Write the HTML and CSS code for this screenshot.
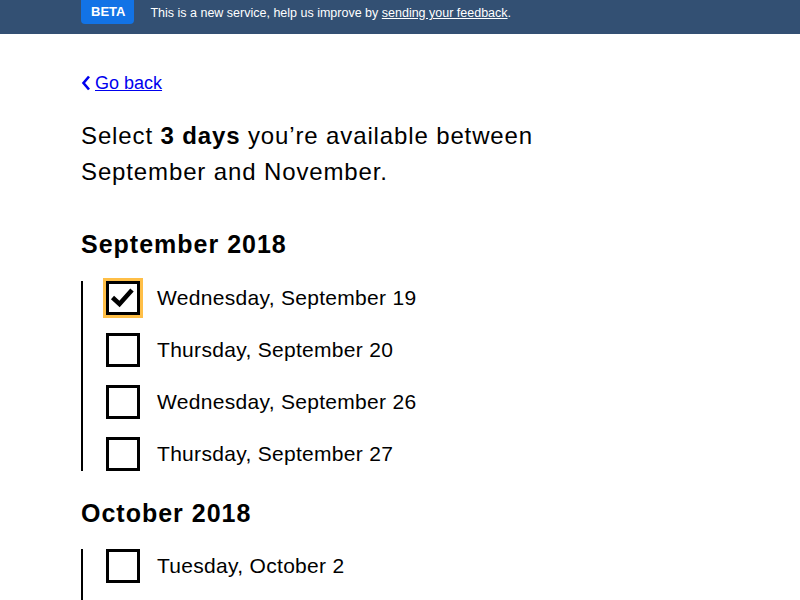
FILE: index.html
```html
<!DOCTYPE html>
<html lang="en">
<head>
<meta charset="utf-8">
<title>Select days</title>
<link rel="stylesheet" href="styles.css">
</head>
<body>
<header class="banner">
  <div class="banner-inner">
    <span class="badge">BETA</span>
    <span class="banner-text">This is a new service, help us improve by <a href="#" class="banner-link">sending your feedback</a>.</span>
  </div>
</header>
<main class="main">
  <a href="#" class="back">
    <svg class="chev" width="10" height="16" viewBox="0 0 10 16"><path d="M8 1.5 L2.5 8 L8 14.5" fill="none" stroke="currentColor" stroke-width="2.6"/></svg>
    <span class="back-text">Go back</span>
  </a>
  <p class="lead">Select <strong>3 days</strong> you’re available between September and November.</p>

  <h2 class="month">September 2018</h2>
  <ul class="days">
    <li class="day">
      <span class="box checked focus">
        <svg width="34" height="34" viewBox="0 0 34 34" class="tick"><path d="M6.5 16.5 L13.5 23 L26 9" fill="none" stroke="#000" stroke-width="4.6"/></svg>
      </span>
      <span class="label">Wednesday, September 19</span>
    </li>
    <li class="day"><span class="box"></span><span class="label">Thursday, September 20</span></li>
    <li class="day"><span class="box"></span><span class="label">Wednesday, September 26</span></li>
    <li class="day"><span class="box"></span><span class="label">Thursday, September 27</span></li>
  </ul>

  <h2 class="month month-next">October 2018</h2>
  <ul class="days">
    <li class="day"><span class="box"></span><span class="label">Tuesday, October 2</span></li>
    <li class="day"><span class="box"></span><span class="label">Wednesday, October 3</span></li>
  </ul>
</main>
</body>
</html>
```

FILE: styles.css
```css
html, body {
  margin: 0;
  padding: 0;
  background: #fff;
  font-family: "Liberation Sans", Arial, sans-serif;
  color: #000;
}

.banner {
  background: #335073;
  height: 34px;
}

.banner-inner {
  display: flex;
  align-items: flex-start;
  padding-left: 81px;
}

.badge {
  background: #1273e6;
  color: #fff;
  font-weight: bold;
  font-size: 13px;
  line-height: 24px;
  height: 24px;
  padding: 0 9px 0 10px;
  border-radius: 0 0 4px 4px;
}

.banner-text {
  color: #fff;
  font-size: 12.5px;
  line-height: 26px;
  margin-left: 16px;
}

.banner-link {
  color: #fff;
}

.main {
  padding-left: 81px;
  padding-top: 37px;
}

.back {
  display: inline-flex;
  align-items: center;
  gap: 4px;
  color: #0000ee;
  font-size: 18px;
  line-height: 24px;
  text-decoration: none;
}

.back-text {
  text-decoration: underline;
}

.chev {
  display: block;
}

.lead {
  font-size: 24px;
  line-height: 36px;
  letter-spacing: 0.87px;
  margin: 23px 0 0;
  max-width: 500px;
}

.month {
  font-size: 25px;
  line-height: 30px;
  letter-spacing: 1px;
  font-weight: bold;
  margin: 39px 0 22px;
}

.month-next {
  margin-top: 27px;
  margin-bottom: 21px;
}

.days {
  list-style: none;
  margin: 0;
  padding: 0 0 0 23px;
  border-left: 2px solid #000;
  display: flex;
  flex-direction: column;
  gap: 18px;
}

.day {
  display: flex;
  align-items: center;
  gap: 17px;
}

.box {
  width: 34px;
  height: 34px;
  box-sizing: border-box;
  border: 3px solid #000;
  background: #fff;
  position: relative;
  flex: none;
}

.tick {
  position: absolute;
  left: -3px;
  top: -3px;
}

.focus {
  outline: 3px solid #ffbf47;
}

.label {
  font-size: 21px;
  line-height: 24px;
  letter-spacing: 0.3px;
}
```
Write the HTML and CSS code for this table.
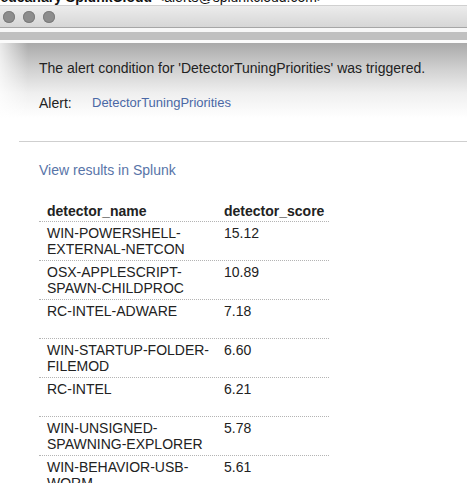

━━━━━━

- To do
Extract every line above containing the word "Write".

- Solved problem
Write the HTML and CSS code for this screenshot.
Write the HTML and CSS code for this table.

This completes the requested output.